**BRIEF**
Copy every line of the records below that holds the word "with".
+++
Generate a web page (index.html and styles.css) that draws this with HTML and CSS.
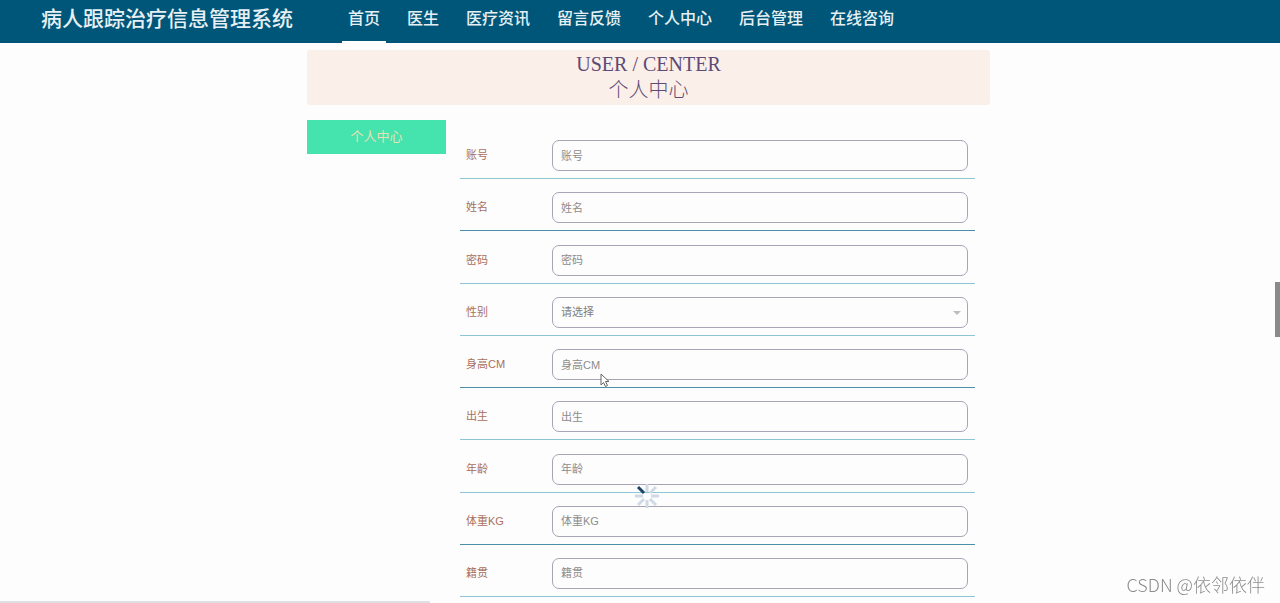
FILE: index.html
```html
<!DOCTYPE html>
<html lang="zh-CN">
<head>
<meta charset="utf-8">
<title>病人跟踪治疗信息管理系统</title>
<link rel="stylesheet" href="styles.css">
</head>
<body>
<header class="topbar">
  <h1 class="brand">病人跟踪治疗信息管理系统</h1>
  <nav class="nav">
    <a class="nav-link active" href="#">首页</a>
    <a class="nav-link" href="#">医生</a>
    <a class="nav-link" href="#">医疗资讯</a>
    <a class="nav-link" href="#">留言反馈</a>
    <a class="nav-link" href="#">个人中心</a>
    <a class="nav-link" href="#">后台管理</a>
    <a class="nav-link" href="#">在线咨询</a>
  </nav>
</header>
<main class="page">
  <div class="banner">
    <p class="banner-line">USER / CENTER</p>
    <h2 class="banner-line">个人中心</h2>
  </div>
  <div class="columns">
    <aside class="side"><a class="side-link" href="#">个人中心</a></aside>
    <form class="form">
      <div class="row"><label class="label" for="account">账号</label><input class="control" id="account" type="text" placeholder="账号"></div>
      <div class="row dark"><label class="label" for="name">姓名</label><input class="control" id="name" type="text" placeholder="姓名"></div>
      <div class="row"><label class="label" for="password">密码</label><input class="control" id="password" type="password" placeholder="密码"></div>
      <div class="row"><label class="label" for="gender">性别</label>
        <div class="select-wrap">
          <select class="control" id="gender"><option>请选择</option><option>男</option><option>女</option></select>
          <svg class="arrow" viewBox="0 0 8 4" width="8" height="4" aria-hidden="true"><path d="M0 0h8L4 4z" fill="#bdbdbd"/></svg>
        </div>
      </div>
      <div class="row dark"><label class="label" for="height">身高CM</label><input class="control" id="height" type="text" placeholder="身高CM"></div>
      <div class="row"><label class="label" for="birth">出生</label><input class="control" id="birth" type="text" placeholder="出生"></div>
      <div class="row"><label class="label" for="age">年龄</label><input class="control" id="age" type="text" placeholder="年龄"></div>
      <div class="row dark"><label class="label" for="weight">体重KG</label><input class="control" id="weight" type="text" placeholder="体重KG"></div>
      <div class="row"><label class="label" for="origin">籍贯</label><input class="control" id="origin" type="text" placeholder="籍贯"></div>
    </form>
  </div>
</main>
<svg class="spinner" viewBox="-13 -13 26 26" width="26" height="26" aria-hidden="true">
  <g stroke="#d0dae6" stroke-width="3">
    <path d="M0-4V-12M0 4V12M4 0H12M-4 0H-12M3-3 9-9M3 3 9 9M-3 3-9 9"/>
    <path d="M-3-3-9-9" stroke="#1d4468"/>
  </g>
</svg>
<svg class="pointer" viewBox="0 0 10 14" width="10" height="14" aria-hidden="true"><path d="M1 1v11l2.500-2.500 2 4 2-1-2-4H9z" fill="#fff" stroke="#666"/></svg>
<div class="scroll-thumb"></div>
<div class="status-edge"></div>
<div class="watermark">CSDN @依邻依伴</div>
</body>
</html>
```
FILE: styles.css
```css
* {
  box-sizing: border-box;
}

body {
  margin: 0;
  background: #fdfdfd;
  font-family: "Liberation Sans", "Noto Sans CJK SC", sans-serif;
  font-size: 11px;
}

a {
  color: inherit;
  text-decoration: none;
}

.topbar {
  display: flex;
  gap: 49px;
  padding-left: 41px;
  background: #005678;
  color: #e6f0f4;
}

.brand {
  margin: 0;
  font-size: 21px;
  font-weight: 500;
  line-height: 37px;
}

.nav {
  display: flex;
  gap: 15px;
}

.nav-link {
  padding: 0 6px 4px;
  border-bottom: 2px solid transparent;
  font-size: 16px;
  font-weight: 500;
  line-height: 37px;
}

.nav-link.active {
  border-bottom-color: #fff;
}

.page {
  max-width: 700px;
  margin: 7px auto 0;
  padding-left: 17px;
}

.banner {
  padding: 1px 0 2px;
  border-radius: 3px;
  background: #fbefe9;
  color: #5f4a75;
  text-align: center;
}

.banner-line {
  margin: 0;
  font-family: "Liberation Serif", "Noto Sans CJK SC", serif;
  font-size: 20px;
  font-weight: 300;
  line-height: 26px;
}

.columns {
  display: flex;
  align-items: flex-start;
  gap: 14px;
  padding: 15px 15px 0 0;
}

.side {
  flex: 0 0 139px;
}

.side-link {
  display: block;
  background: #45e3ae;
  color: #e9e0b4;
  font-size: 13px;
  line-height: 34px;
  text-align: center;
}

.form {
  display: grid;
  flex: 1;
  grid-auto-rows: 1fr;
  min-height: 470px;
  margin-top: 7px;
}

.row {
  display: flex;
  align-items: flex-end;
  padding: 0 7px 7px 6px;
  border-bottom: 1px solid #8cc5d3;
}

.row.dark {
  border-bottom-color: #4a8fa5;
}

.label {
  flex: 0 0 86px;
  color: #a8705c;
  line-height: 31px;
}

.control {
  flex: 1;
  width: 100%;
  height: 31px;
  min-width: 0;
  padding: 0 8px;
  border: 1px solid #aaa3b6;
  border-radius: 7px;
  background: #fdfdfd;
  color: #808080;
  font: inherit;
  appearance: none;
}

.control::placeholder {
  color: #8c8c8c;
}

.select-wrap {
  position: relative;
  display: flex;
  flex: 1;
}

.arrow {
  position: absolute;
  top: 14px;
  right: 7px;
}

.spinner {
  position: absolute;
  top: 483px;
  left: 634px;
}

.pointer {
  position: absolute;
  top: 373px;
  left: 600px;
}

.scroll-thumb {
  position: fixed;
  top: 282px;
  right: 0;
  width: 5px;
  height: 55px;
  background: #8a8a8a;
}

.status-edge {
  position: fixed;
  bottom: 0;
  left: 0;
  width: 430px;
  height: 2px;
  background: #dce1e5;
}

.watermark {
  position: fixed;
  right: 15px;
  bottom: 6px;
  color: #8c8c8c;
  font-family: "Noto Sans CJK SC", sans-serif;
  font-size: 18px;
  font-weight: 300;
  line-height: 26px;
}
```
+++
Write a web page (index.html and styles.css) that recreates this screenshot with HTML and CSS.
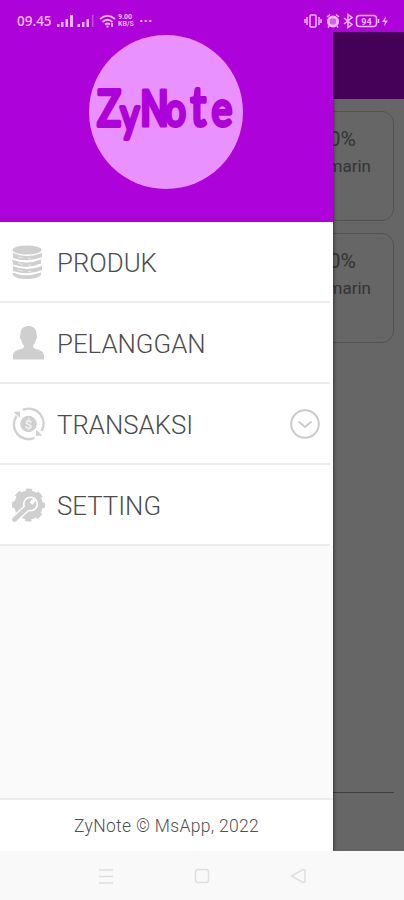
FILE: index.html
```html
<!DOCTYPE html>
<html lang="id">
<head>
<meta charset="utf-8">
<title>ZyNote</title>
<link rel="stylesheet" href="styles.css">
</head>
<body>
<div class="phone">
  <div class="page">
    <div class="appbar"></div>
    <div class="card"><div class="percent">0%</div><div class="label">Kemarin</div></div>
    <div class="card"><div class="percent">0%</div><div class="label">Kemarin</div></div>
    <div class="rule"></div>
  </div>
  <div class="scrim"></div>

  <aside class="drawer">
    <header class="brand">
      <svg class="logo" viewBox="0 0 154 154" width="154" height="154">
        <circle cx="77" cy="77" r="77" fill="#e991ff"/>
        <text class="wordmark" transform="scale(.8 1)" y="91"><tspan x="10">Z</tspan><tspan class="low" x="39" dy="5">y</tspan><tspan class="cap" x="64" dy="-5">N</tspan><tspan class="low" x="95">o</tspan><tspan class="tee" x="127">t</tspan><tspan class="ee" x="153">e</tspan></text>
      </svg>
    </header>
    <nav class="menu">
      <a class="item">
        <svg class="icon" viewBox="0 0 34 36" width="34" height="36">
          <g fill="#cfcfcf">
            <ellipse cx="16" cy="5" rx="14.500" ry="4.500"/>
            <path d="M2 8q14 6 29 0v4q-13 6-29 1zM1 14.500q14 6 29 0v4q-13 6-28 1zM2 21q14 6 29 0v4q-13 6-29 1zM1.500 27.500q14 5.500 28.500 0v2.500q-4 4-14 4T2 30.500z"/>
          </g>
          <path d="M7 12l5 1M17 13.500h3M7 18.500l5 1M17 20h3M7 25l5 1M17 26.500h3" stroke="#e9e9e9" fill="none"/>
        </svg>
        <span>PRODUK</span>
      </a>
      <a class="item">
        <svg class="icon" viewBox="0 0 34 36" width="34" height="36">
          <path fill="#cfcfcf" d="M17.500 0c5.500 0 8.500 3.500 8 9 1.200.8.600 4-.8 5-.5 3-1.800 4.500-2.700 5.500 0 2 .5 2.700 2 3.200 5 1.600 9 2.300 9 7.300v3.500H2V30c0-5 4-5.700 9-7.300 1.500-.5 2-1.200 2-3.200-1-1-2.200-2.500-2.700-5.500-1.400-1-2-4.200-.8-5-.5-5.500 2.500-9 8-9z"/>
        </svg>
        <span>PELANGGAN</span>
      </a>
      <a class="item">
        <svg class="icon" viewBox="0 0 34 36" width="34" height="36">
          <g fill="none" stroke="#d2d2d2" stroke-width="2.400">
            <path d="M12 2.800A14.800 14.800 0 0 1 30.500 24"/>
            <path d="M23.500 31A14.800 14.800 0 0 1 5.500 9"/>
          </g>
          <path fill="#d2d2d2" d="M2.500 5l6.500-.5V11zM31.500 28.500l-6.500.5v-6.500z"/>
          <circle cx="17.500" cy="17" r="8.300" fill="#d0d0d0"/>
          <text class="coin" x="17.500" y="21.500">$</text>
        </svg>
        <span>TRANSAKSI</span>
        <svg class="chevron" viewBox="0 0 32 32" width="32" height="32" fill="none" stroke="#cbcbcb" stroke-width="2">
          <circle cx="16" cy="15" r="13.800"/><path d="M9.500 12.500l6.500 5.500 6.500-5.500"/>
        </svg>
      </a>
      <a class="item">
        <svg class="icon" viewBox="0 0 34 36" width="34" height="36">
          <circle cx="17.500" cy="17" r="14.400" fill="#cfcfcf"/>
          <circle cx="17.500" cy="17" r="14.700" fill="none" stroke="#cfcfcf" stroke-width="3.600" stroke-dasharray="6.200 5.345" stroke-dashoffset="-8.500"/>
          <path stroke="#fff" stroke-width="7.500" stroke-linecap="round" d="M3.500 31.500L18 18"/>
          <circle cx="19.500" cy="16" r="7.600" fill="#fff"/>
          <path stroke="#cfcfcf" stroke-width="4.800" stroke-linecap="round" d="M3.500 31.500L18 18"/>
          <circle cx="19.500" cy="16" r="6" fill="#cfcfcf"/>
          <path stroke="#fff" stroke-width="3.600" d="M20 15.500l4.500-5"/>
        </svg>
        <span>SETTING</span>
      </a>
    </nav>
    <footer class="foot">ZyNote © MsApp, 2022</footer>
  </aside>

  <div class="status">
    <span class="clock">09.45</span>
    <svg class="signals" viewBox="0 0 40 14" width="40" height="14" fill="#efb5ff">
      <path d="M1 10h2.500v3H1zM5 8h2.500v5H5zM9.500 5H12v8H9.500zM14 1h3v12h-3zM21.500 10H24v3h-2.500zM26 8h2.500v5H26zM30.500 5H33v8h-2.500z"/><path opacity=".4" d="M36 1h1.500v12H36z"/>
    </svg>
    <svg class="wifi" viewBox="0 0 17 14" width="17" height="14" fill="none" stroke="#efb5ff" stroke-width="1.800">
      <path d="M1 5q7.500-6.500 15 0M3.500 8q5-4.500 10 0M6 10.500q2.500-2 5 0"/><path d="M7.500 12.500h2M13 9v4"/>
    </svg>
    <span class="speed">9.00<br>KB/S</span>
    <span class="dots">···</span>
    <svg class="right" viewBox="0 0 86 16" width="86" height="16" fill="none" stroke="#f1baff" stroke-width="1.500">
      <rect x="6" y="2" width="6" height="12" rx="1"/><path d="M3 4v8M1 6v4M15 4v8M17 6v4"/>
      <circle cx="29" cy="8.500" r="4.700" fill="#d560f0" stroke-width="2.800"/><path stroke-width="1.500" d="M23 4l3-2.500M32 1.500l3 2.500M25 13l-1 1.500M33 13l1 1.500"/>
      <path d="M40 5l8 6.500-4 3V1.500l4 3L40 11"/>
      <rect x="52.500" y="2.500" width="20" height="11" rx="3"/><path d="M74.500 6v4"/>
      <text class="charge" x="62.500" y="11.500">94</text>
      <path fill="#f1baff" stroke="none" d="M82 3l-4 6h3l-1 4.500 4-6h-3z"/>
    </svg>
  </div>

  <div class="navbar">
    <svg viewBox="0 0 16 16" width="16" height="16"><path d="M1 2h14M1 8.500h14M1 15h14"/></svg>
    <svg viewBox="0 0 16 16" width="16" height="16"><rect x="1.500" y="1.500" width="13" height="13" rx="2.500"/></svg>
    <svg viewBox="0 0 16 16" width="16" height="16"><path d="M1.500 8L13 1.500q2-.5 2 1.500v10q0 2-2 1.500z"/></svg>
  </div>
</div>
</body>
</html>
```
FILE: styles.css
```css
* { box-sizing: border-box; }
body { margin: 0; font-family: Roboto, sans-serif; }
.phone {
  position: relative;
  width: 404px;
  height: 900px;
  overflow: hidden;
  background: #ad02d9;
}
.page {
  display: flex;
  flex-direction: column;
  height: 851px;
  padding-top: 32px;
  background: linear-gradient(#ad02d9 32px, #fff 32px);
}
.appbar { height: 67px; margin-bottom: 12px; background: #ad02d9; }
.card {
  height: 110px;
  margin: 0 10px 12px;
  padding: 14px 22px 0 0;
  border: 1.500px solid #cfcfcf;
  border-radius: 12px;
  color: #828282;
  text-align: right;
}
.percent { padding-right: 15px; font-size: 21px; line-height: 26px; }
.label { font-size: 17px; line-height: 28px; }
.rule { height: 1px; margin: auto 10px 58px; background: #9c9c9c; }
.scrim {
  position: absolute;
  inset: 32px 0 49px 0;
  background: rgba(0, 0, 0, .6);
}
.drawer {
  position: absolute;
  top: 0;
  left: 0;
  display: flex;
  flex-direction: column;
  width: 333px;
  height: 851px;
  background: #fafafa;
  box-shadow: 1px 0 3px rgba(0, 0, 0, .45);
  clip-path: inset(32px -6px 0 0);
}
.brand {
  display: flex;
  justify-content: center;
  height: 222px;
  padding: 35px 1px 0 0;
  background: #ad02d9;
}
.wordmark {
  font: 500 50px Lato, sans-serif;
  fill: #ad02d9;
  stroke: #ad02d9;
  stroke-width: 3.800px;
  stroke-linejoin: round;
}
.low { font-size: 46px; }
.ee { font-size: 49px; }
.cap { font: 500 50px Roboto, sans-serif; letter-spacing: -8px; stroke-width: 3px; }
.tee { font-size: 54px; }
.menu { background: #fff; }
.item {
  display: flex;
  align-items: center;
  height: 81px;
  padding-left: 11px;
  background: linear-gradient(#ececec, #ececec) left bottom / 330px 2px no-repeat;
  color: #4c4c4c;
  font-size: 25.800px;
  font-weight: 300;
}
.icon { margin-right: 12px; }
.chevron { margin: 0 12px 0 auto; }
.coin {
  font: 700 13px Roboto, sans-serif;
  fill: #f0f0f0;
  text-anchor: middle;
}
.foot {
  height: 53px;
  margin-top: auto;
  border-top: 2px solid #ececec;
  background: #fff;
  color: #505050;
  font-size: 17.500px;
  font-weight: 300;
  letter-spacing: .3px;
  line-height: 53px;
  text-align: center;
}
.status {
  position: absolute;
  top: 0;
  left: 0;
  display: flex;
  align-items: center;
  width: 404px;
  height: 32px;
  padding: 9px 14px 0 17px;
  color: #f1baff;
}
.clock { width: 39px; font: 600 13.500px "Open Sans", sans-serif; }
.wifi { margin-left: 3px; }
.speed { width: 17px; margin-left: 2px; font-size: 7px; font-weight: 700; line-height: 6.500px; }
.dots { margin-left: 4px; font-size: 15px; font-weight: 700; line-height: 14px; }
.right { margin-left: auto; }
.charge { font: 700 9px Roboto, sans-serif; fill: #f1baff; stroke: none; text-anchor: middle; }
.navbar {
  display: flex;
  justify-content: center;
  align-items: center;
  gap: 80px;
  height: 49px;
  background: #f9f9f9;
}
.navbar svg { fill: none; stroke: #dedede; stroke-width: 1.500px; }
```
+++
**SOLUTION TO THE PROBLEM**
Generate a web page (index.html and styles.css) that draws this with HTML and CSS.
Write a web page (index.html and styles.css) that recreates this screenshot with HTML and CSS.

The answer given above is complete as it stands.